Like Raw and Let The Right One In – the two most obvious recent comparisons – Bones and All is a study of adolescence at odds with society. It is a lot closer in tone to On The Road than it is to – say – Oliver Stone’s Natural Born Killers (sheesh, that’s a film that’s aged badly).
Timothée Chalamet (Dune) and Taylor Russell (Escape Room) are affecting and superb as the young lovers, while Mark Rylance (Don’t Look Up) turns in another of his gallery of scenery-chewing bit parts. Rylance is one of the most hypnotically watchable actors around – and his Sully is a villain for the ages. A late cameo from Chloe Sevigny is as perfect as it is chilling.
The cinematography by Arseni Khachaturan glows like he had a tribute to Terrence Malick’s Badlands in mind (he possibly did), while the soundtrack is from the reliably thunderous Trent Reznor and Atticus Ross (Mank), studded with tracks from everyone from Reznor’s Nine Inch Nails to A-Ha, Duran Duran and Kiss.

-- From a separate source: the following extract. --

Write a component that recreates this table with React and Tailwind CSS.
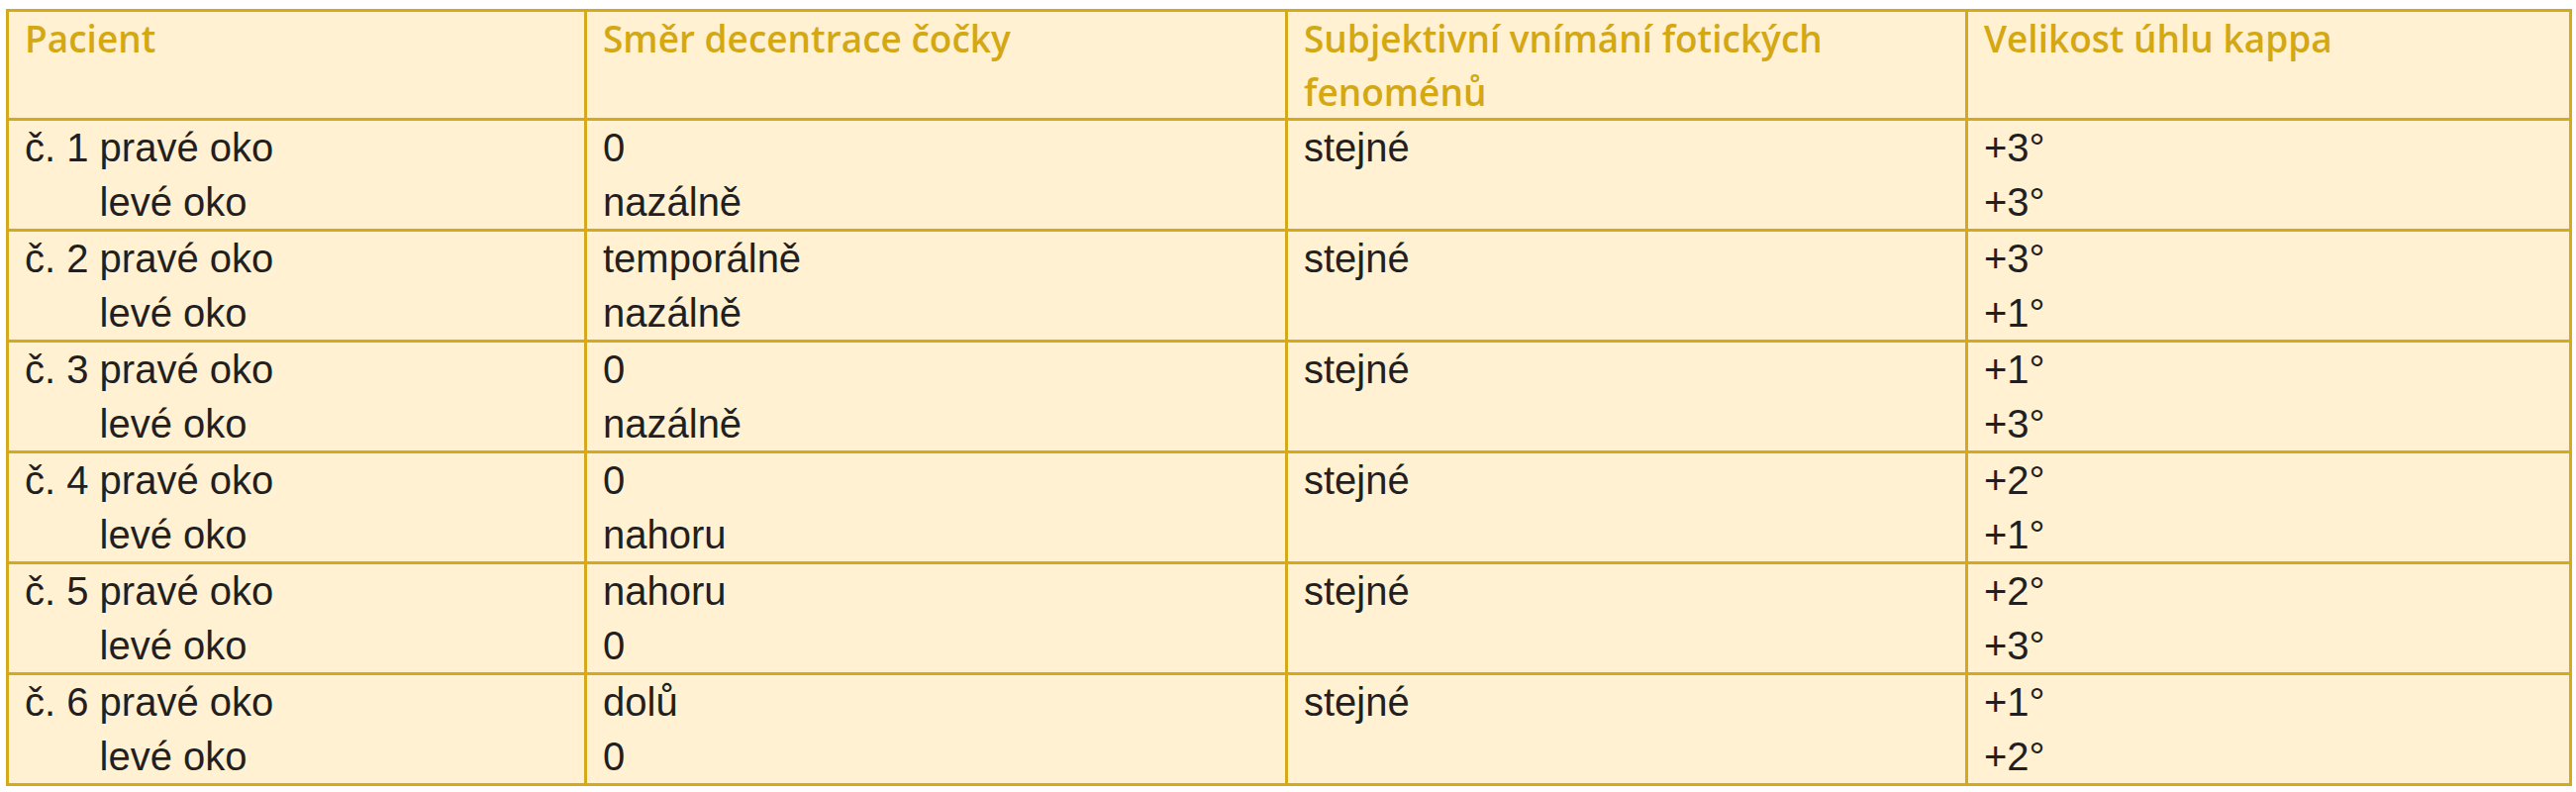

The pace is a little leisurely – and I reckon shaving 10 minutes out of the final third would have been a great idea. But this is still an engrossing, provoking and haunting film.
Bones and All isn’t just a horror movie, neither is it just a teen romance, or road movie. It is all of those things – and very beautifully – most of the time. Bones and All got under my skin and followed me around for days. Very recommended.
Bones and All is now screening in select cinemas nationwide.